Rethinking Lifestyle

In Favour of Bicycle Culture

  • Eric Rempel, Blog Coordinator
  • Advocate, South Eastman Transition Initiative

Summer in the City is now behind us. The organizers need to be commended for a well planned event. The South Eastman Transition Initiative contribution to the event was a booth drawing attention realistic  alternatives to the gasoline consuming automobile; alternatives to the apparently irresistible car culture. Our contention was that we can maintain and improve our quality of life and use the car less.

We had two show stoppers: a fat bike and a velomobile. ( If you don’t know what these are, google for them.) Many people stopped by drawn by these two unusual modes of transportation, and frequently conversation then evolved to other aspects of our mobility. Here are some gleanings from those conversations.

Steinbach is dominated by a car culture. Manifestly, our default mode of transportation is the car. When we walk out of our door, we do not consider whether the car is the best way of getting to where we want to go – we just get into the car. We drive for relaxation. A holiday without the car is inconceivable (unless it is by aircraft.) The coveted drivers license remains a rite of passage. Motor sports attract many. Our city planning ensures that anything done will be car friendly. Any new development; whether a business, an entertainment venue, an apartment, a housing development or a church; all need to provide easy car access and there needs to be adequate car parking. Car culture dominates!

We are so addicted to the automobile that we give no thought to the incongruities that are part and parcel of the car culture. Here are just a few:

  • Obesity and the lack of physical fitness is epidemic in Canada.
  • Constructing and maintaining pedestrian and/or cycling infrastructure is miniscule compared to costs associated with car infrastructure.
  • The physical environment associated with cycling and pedestrian paths is aesthetically much more pleasing than the physical environment associated with automobile infrastructure.
  • Every construction done to make our community car friendly, also inevitably, makes our community less friendly to bikers and pedestrians.
  • A city that walks and cycles is friendlier than a city that drives. As we walk or cycle, we greet one another as we pass, we make eye contact, we recognize people, we get to know our neighbours.
  • Our car culture is dependent on the cheap oil. Without cheap oil there will be no car culture.

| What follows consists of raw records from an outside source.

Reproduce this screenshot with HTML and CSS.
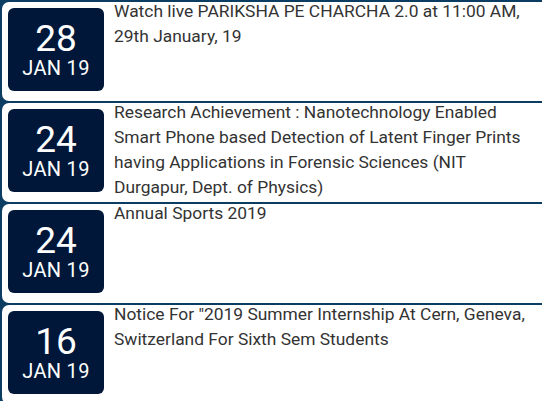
FILE: index.html
```html
<!DOCTYPE html>
<html>
<head>
<meta charset="utf-8">
<link rel="stylesheet" href="styles.css">
</head>
<body>
<div class="list">
  <div class="card">
    <div class="date"><span class="day">28</span><span class="mon">JAN 19</span></div>
    <div class="text">Watch live PARIKSHA PE CHARCHA 2.0 at 11:00 AM, 29th January, 19</div>
  </div>
  <div class="card">
    <div class="date"><span class="day">24</span><span class="mon">JAN 19</span></div>
    <div class="text">Research Achievement : Nanotechnology Enabled Smart Phone based Detection of Latent Finger Prints having Applications in Forensic Sciences (NIT Durgapur, Dept. of Physics)</div>
  </div>
  <div class="card">
    <div class="date"><span class="day">24</span><span class="mon">JAN 19</span></div>
    <div class="text">Annual Sports 2019</div>
  </div>
  <div class="card">
    <div class="date"><span class="day">16</span><span class="mon">JAN 19</span></div>
    <div class="text">Notice For "2019 Summer Internship At Cern, Geneva, Switzerland For Sixth Sem Students</div>
  </div>
</div>
</body>
</html>
```
FILE: styles.css
```css
html, body {
  margin: 0;
  padding: 0;
  background: #0b3c61;
  overflow: hidden;
}
.list {
  padding: 2px 0 0 2px;
  display: flex;
  flex-direction: column;
  gap: 2px;
}
.card {
  background: #fff;
  border-radius: 7px 0 0 7px;
  height: 99px;
  display: flex;
  align-items: flex-start;
  font-family: Roboto, "Liberation Sans", sans-serif;
}
.date {
  flex: 0 0 96px;
  height: 83px;
  box-sizing: border-box;
  padding-top: 13px;
  margin: 6px 10px 0 6px;
  background: #00173a;
  border-radius: 6px;
  color: #fff;
  display: flex;
  flex-direction: column;
  align-items: center;
}
.day {
  font-size: 37px;
  line-height: 36px;
}
.mon {
  font-size: 20px;
  line-height: 22px;
  letter-spacing: 0.3px;
}
.text {
  color: #333;
  font-size: 17.4px;
  line-height: 25px;
  margin-top: -3px;
  padding-right: 8px;
}
```
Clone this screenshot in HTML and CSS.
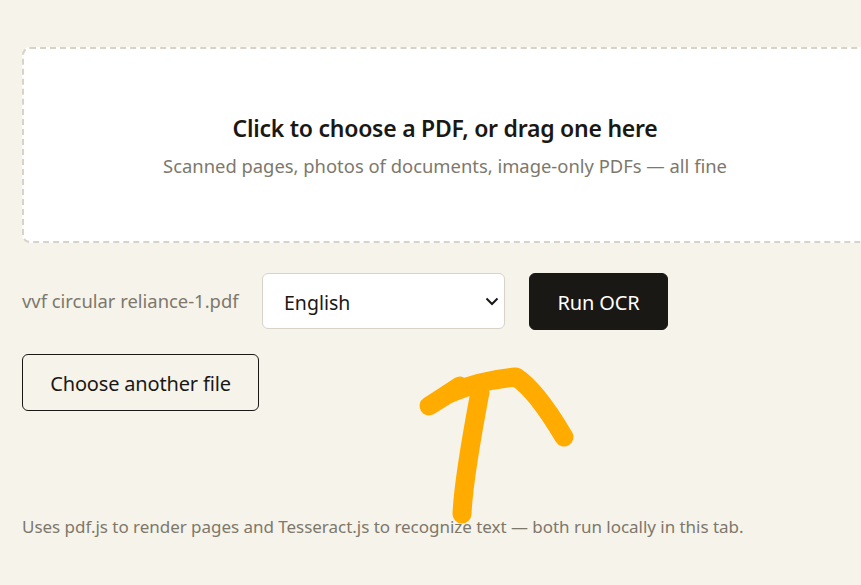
FILE: index.html
```html
<!DOCTYPE html>
<html lang="en">
<head>
<meta charset="utf-8">
<title>PDF OCR</title>
<link rel="stylesheet" href="styles.css">
</head>
<body>
<main class="page">
  <section class="dropzone">
    <p class="drop-title">Click to choose a PDF, or drag one here</p>
    <p class="drop-sub">Scanned pages, photos of documents, image-only PDFs — all fine</p>
  </section>
  <div class="controls">
    <span class="filename">vvf circular reliance-1.pdf</span>
    <div class="lang-wrap">
      <select class="lang"><option>English</option></select>
      <svg class="chevron" width="14" height="9" viewBox="0 0 14 9" aria-hidden="true"><path d="M1.5 1.5 7 7 12.5 1.5" /></svg>
    </div>
    <button class="btn btn-primary" type="button">Run OCR</button>
  </div>
  <button class="btn btn-outline" type="button">Choose another file</button>
  <p class="footnote">Uses pdf.js to render pages and Tesseract.js to recognize text — both run locally in this tab.</p>
</main>
<svg class="scribble" width="861" height="585" viewBox="0 0 861 585" aria-hidden="true">
  <path d="M429 406 Q445 396 460 386" />
  <path d="M462 514 C463 490 470 445 480 392" />
  <path d="M448 394 Q480 380 516 377 C530 386 548 410 564 437" />
</svg>
</body>
</html>
```
FILE: styles.css
```css
* { box-sizing: border-box; }
html, body { margin: 0; height: 100%; overflow: hidden; }
body {
  width: 861px;
  height: 585px;
  position: relative;
  background: #f6f3ea;
  color: #1a1815;
  font-family: "Noto Sans", "Open Sans", sans-serif;
}
.page {
  width: 846px;
  margin-left: 22px;
  padding-top: 47px;
  display: flex;
  flex-direction: column;
  align-items: flex-start;
}
.dropzone {
  width: 846px;
  height: 196px;
  background: #fff;
  border: 2px dashed #d8d3c6;
  border-radius: 8px;
  display: flex;
  flex-direction: column;
  align-items: center;
  padding-top: 64px;
}
.dropzone p { margin: 0; }
.drop-title {
  font-size: 23px;
  line-height: 30px;
  font-weight: 600;
  letter-spacing: -0.25px;
}
.drop-sub {
  margin-top: 11px !important;
  font-size: 18.4px;
  line-height: 24px;
  color: #7d786c;
}
.controls {
  display: flex;
  align-items: flex-start;
  margin-top: 30px;
}
.filename {
  width: 240px;
  font-size: 18.4px;
  line-height: 24px;
  color: #7d786c;
  margin-top: 16px;
}
.lang-wrap {
  position: relative;
  width: 243px;
  height: 56px;
}
.lang {
  appearance: none;
  width: 100%;
  height: 100%;
  background: #fff;
  border: 1px solid #d8d3c6;
  border-radius: 6px;
  padding: 2px 17px 0 21px;
  font-family: inherit;
  font-size: 19.5px;
  color: #1a1815;
}
.chevron {
  position: absolute;
  right: 6px;
  top: 24px;
  pointer-events: none;
}
.chevron path {
  fill: none;
  stroke: #1a1815;
  stroke-width: 2;
}
.btn {
  height: 57px;
  border-radius: 6px;
  font-family: inherit;
  font-size: 20px;
  letter-spacing: -0.17px;
  padding: 2px 27px 0;
}
.btn-primary {
  width: 139px;
  margin-left: 24px;
  background: #1a1815;
  border: 1px solid #1a1815;
  color: #fff;
}
.btn-outline {
  width: 237px;
  margin-top: 24px;
  background: transparent;
  border: 1px solid #1a1815;
  color: #1a1815;
}
.footnote {
  margin: 104px 0 0;
  font-size: 17px;
  line-height: 24px;
  color: #7d786c;
  letter-spacing: -0.03px;
}
.scribble {
  position: absolute;
  left: 0;
  top: 0;
  pointer-events: none;
}
.scribble path {
  fill: none;
  stroke: #ffab00;
  stroke-width: 19;
  stroke-linecap: round;
  stroke-linejoin: round;
}
```
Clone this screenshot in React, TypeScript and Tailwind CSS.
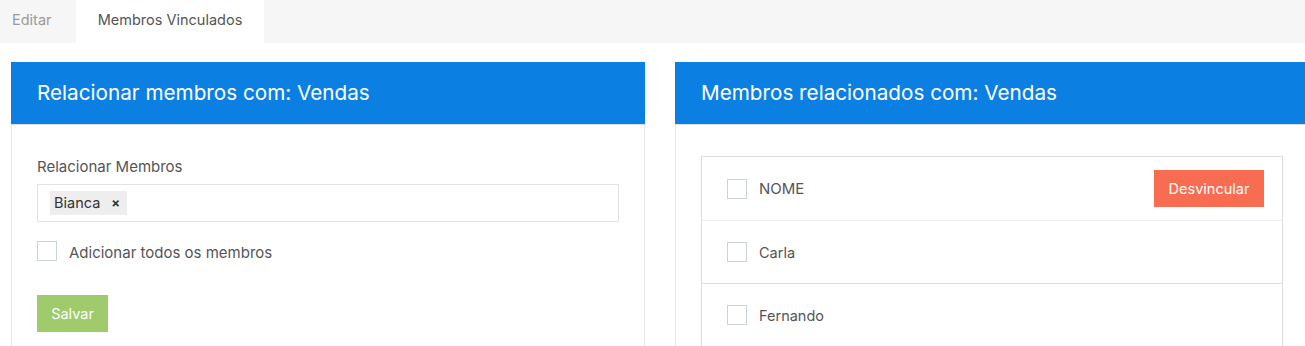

Overwhelmingly, those stopping at our booth agreed that our addiction to car culture is neither sustainable nor wholesome. So what do we do about it? We can light a candle or curse the darkness. We can, each one of us, decide to make a change in the way we use our car. Not only is it good for us, but each rejection of the auto moves us incrementally away from a car culture towards a pedestrian/bicycle culture. And each time we choose to walk or use the bicycle, we encourage our neighbour, even in a minute way, to do the same.

But are we ready for the changes to our city that would need to occur as we transition from a car culture to a biking culture?